Our political and social historians have not searched the old files of Shanker’s Weekly; their analyses of the Nehru-Lal Bahadur-Indira eras is not supported by the cartoons, for instance, of Laxman or Abu, as solid historical material. Sociologists and historians of culture have not considered how much of the problematic of the crisis in contemporary social and moral values has been poignantly revealed in the apparently humorous cartoons of Sudhir Dar and Mario de Miranda.
At the formal opening of the ‘Centre for the Study of Cartoons and Caricature’ at the University of Kent in 1975, Professor Ernst Gombrich, the art historian, told the audience that the cartoon’s job is to “solidify the elusive flux of events that cartoonists are encapsulating in their day-to-day work. But we do not yet have, in our country, any such institution for the serious study of cartoon and caricature.
The political cartoonist places the familiar and much-respected in impossible situations and re-interprets the heavy weights, pricking their balloons of vanity and pride, criticising the rhetoric of their sky-high promises, revealing the hidden nexus between the politicos and the underworld. For obvious reasons, daily political cartoons were unknown in the newspapers of Nazi Germany, and the same absence has been noted in mainstream newspapers of other totalitarian states.

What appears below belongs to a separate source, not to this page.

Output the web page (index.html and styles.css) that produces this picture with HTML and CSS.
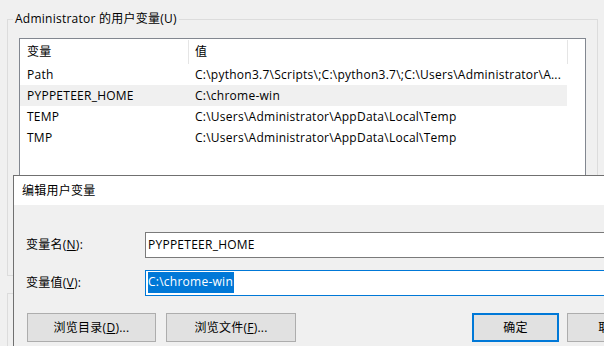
FILE: index.html
```html
<!DOCTYPE html>
<html lang="zh-CN">
<head>
<meta charset="utf-8">
<title>编辑用户变量</title>
<link rel="stylesheet" href="styles.css">
</head>
<body>
<div class="window">
  <fieldset class="group group-user">
    <legend class="group-label">Administrator 的用户变量(U)</legend>
    <div class="listview">
      <div class="lv-header">
        <div class="lv-col col-name">变量</div>
        <div class="lv-col col-value">值</div>
      </div>
      <div class="lv-row">
        <div class="cell col-name">Path</div>
        <div class="cell col-value">C:\python3.7\Scripts\;C:\python3.7\;C:\Users\Administrator\A...</div>
      </div>
      <div class="lv-row lv-row-selected">
        <div class="cell col-name">PYPPETEER_HOME</div>
        <div class="cell col-value">C:\chrome-win</div>
      </div>
      <div class="lv-row">
        <div class="cell col-name">TEMP</div>
        <div class="cell col-value">C:\Users\Administrator\AppData\Local\Temp</div>
      </div>
      <div class="lv-row">
        <div class="cell col-name">TMP</div>
        <div class="cell col-value">C:\Users\Administrator\AppData\Local\Temp</div>
      </div>
    </div>
  </fieldset>
  <fieldset class="group group-system"></fieldset>

  <div class="dialog">
    <div class="titlebar">编辑用户变量</div>
    <div class="dlg-body">
      <div class="field">
        <span class="field-label">变量名(<u>N</u>):</span>
        <div class="input">PYPPETEER_HOME</div>
      </div>
      <div class="field field-second">
        <span class="field-label">变量值(<u>V</u>):</span>
        <div class="input input-focused"><span class="selection">C:\chrome-win</span></div>
      </div>
      <div class="buttons">
        <div class="btn btn-browse-dir">浏览目录(<u>D</u>)...</div>
        <div class="btn btn-browse-file">浏览文件(<u>F</u>)...</div>
        <div class="btn btn-ok">确定</div>
        <div class="btn btn-cancel">取消</div>
      </div>
    </div>
  </div>
</div>
</body>
</html>
```

FILE: styles.css
```css
html, body {
  margin: 0;
  padding: 0;
}
body {
  background: #f0f0f0;
  font-family: "Open Sans", "Noto Sans CJK SC", sans-serif;
  font-size: 12px;
  line-height: 16px;
  letter-spacing: 0.25px;
  color: #000;
  width: 604px;
  height: 346px;
  overflow: hidden;
}
.window {
  position: relative;
  width: 604px;
  height: 346px;
  overflow: hidden;
}
.group {
  margin: 11px 0 0 7px;
  padding: 0 0 37px 0;
  width: 589px;
  border: 1px solid #dcdcdc;
  min-width: 0;
  box-sizing: content-box;
}
.group-label {
  margin-left: 5px;
  padding: 0 2px;
  line-height: 16px;
  white-space: nowrap;
}
.group-system {
  margin-top: 17px;
  height: 100px;
  padding: 0;
}
.listview {
  margin: 11px 0 0 11px;
  width: 567px;
  height: 200px;
  box-sizing: border-box;
  border: 1px solid #828790;
  background: #fff;
}
.lv-header {
  display: flex;
  height: 25px;
  padding-top: 1px;
  box-sizing: border-box;
}
.lv-col {
  height: 24px;
  line-height: 23px;
  border-right: 1px solid #e5e5e5;
  box-sizing: border-box;
}
.col-name {
  width: 169px;
  padding-left: 7px;
  box-sizing: border-box;
  flex: none;
}
.col-value {
  width: 378px;
  padding-left: 6px;
  box-sizing: border-box;
  flex: none;
}
.lv-header .col-value {
  width: 379px;
}
.lv-row {
  display: flex;
  width: 547px;
  height: 21px;
  line-height: 21px;
}
.lv-row-selected {
  background: #f0f0f0;
}
.cell {
  white-space: nowrap;
  overflow: hidden;
}

.dialog {
  position: absolute;
  left: 13px;
  top: 175px;
  width: 640px;
  height: 200px;
  border: 1px solid #707070;
  background: #f0f0f0;
}
.titlebar {
  height: 29px;
  line-height: 29px;
  background: #fff;
  padding-left: 8px;
}
.dlg-body {
  padding: 27px 0 0 12px;
}
.field {
  display: flex;
  align-items: center;
  height: 26px;
}
.field-second {
  margin-top: 12px;
}
.field-label {
  width: 119px;
  flex: none;
}
.input {
  width: 480px;
  height: 26px;
  box-sizing: border-box;
  border: 1px solid #7a7a7a;
  background: #fff;
  padding-left: 2px;
  line-height: 23px;
  white-space: nowrap;
}
.input-focused {
  border-color: #0078d7;
}
.selection {
  display: inline-block;
  margin-top: 1px;
  height: 21px;
  line-height: 20px;
  background: #0078d7;
  color: #fff;
  padding-right: 1px;
  vertical-align: top;
}
.buttons {
  display: flex;
  margin-top: 17px;
  padding-left: 1px;
}
.btn {
  height: 29px;
  box-sizing: border-box;
  border: 1px solid #adadad;
  background: #e1e1e1;
  text-align: center;
  line-height: 27px;
  flex: none;
}
.btn-browse-dir {
  width: 129px;
}
.btn-browse-file {
  width: 130px;
  margin-left: 10px;
}
.btn-ok {
  width: 87px;
  margin-left: 176px;
  border: 2px solid #0078d7;
  line-height: 25px;
}
.btn-cancel {
  width: 87px;
  margin-left: 8px;
}
```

It is amazing how much our views and understanding of the world has been shaped by the cartoonists and press photographers. It is the cartoonists who simplify and visually project the amorphous and inarticulate anger, censor and elation in the public mind, not sparing the powers that be, in the context of the burning issues of the day.
And the fact that cartoonists do pack a punch in our times was brought home to me rather ironically the other day, when I was strolling through SAHMAT’S exhibition of anti-communal cartoons at the AIFACS gallery in the capital. I came across a gentleman from police headquarters, assiduously taking down the names of cartoonists displayed in the panels. Now, who could be afraid of these poor cartoonists at the Headquarters?